The Variational Iteration Method for a Pendulum with a Combined Translational and Rotational System

Abstract The dynamic analysis of complex mechanical systems often requires the application of advanced mathematical techniques. In this study, we present a variation iteration-based solution for a pendulum system coupled with a rolling wheel, forming a combined translational and rotational system. Furthermore, the Lagrange multiplier is calculated using the Elzaki transform. The system under investigation consists of a pendulum attached to a wheel that rolls without slipping on a horizontal surface. The coupled motion of the pendulum and the rolling wheel creates a complex system with both translational and rotational degrees of freedom. To solve the governing equations of motion, we employ the variation iteration method, a powerful numerical technique that combines the advantages of both variational principles and iteration schemes. The Lagrange multiplier plays a crucial role in incorporating the constraints of the system into the equations of motion. In this study, we determine the Lagrange multiplier using the Elzaki transform, which provides an effective means to calculate Lagrange multipliers for constrained mechanical systems. The proposed solution technique is applied to analyse the dynamics of a pendulum with a rolling wheel system.
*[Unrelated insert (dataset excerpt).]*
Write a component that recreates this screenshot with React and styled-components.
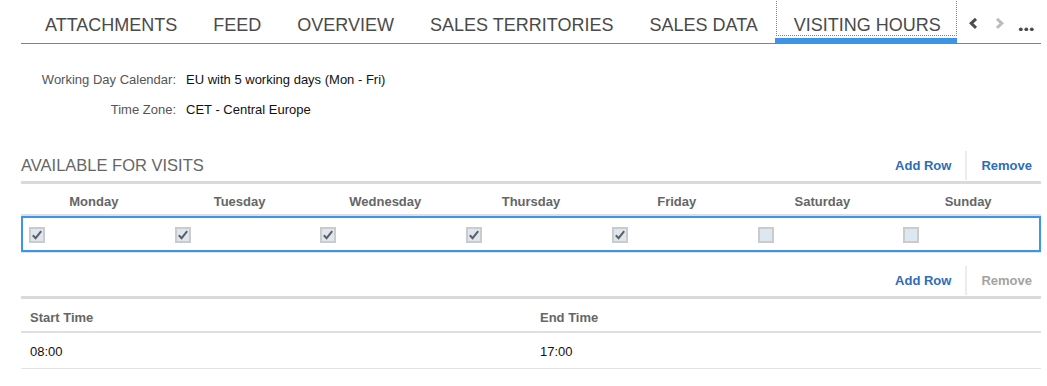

The effects of various system parameters, such as the pendulum length, wheel radius and initial conditions, are investigated to understand their influence on the system dynamics. The results demonstrate the effectiveness of the variation iteration method combined with the Elzaki transform in capturing the complex behaviour of a combined translational and rotational system. The proposed approach serves as a valuable tool for analysing and understanding the dynamics of similar mechanical systems encountered in various engineering applications.